### DATASET RECORDS
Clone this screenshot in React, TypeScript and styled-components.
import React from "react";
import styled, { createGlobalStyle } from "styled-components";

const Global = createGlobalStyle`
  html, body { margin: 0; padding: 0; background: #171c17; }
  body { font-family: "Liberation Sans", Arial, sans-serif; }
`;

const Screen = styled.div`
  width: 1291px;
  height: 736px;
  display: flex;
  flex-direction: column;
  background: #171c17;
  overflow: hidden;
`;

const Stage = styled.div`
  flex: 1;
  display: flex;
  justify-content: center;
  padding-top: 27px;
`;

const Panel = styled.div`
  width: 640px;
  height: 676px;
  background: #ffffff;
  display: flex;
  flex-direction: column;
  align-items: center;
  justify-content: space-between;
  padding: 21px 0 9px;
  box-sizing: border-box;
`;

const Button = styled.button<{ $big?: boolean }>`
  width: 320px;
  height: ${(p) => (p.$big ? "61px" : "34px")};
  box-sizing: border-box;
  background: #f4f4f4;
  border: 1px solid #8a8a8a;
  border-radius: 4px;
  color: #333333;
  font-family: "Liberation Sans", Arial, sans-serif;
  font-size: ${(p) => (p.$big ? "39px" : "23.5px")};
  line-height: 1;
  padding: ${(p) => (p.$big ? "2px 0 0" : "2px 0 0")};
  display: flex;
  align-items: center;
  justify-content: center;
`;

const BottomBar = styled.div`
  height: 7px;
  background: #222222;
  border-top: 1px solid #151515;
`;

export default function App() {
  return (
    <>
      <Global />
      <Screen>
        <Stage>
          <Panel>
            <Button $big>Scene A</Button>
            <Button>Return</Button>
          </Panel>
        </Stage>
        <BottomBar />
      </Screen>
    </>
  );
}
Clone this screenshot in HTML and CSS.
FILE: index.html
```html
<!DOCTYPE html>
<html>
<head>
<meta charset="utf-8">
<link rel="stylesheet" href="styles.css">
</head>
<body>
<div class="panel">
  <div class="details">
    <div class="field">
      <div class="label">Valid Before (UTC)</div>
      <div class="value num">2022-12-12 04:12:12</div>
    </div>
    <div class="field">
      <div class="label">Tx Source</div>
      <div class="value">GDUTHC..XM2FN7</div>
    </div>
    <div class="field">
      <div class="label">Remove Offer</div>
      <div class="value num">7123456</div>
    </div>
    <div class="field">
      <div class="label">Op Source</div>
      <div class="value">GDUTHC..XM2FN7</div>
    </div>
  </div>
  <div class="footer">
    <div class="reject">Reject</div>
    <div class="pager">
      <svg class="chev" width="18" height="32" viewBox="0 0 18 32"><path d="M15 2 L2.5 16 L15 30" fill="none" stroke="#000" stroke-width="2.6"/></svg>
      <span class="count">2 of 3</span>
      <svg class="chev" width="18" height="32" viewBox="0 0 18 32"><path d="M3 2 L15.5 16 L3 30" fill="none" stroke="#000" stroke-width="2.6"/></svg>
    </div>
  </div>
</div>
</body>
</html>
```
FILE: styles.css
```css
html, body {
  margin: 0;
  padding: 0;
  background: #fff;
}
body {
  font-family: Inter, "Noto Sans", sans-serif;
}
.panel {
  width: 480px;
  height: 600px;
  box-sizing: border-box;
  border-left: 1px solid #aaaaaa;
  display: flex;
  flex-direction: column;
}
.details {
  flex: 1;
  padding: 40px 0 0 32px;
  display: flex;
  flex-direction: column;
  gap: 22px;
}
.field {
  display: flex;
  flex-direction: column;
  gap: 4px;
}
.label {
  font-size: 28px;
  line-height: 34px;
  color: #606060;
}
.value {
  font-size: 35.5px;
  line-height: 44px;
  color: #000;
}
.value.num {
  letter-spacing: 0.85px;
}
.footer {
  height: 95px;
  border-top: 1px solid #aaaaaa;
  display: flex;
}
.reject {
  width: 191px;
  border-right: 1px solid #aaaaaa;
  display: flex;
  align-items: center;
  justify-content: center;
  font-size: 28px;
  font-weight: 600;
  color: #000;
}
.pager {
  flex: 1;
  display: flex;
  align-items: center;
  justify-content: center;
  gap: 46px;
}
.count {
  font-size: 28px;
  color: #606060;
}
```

--

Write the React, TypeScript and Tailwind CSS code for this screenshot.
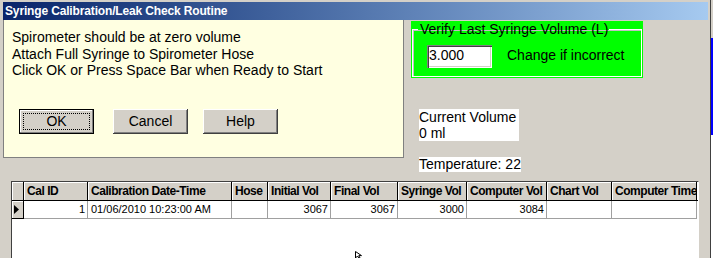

### YOUR TASK
Look above for every line with the word "this" and copy it.

### TASK ANSWER
Clone this screenshot in React, TypeScript and styled-components.
Clone this screenshot in HTML and CSS.
Write the React, TypeScript and Tailwind CSS code for this screenshot.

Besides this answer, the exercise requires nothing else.